David Bensoussan (born 1947) is a Moroccan-Canadian author and educator. Bensoussan has worked in the Department of Electrical Engineering at the École de technologie supérieure of the Université du Québec since 1980. He is best known for his histories of the Jewish community of Morocco and for his leadership roles in the Sephardi Jewish community.  He has served as President of the Communauté Sépharade Unifiée du Québec (United Sefardic Community of Quebec).

Biography

Bensoussan holds a PhD in Electrical Engineering from McGill University.

He was born in Mogador, and lived there until the family moved to a larger city when he was eight.  His family left Morocco for Israel in 1965 when he was a teenager.  He earned his first degree in Israel, and moved from Israel to Canada in 1976.

In addition to his work as a professor and occasional employment in the tech sector, Bensoussan is author of a self-published, three-volume study of the Bible, La Bible Prise au Berceau, prefaced by biblical scholar André Chouraqui, in which he claims to have integrated historical, archaeological, and ethical analysis of the text.

Civic involvement
Until 2012, Bensoussan served as a sitting member of the Paul Martin and Stephen Harper government's Cross-Cultural Roundtable on Security. Established in 2005, the panel brought together prominent members from a number of Canada's cultural communities and government entities to discuss policy and program issues, and to promote dialogue and strengthening understanding between the national authorities and its electorate.

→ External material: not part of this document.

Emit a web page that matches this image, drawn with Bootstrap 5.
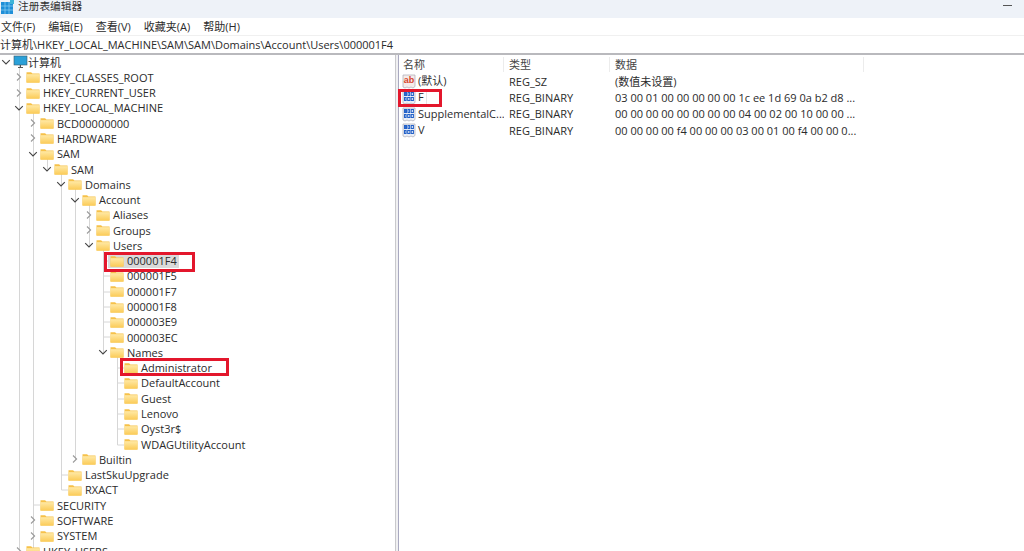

Bensoussan actively supported Irwin Cotler when he stood for Parliament.  He has served as vice president of the Canadian Jewish Congress.

Writing
Bensoussan won the Prix Haïm Zafrani, a literary prize, in 2012 for his 2010 book, Il était une fois le Maroc. A second edition of the book was published, with more lavish illustrations.

Bensoussan's books about and knowledge of the Jews of Morocco are referred to by the growing number of scholars and other groups interested in the history and ethnography of the Moroccan Jewish community.  He has testified on the subject at Parliamentary inquires in Canada.

Bensoussan frequently publishes essays in La Presse.,Huffington Post Québec , La voix sépharade, his own blog and many more publications.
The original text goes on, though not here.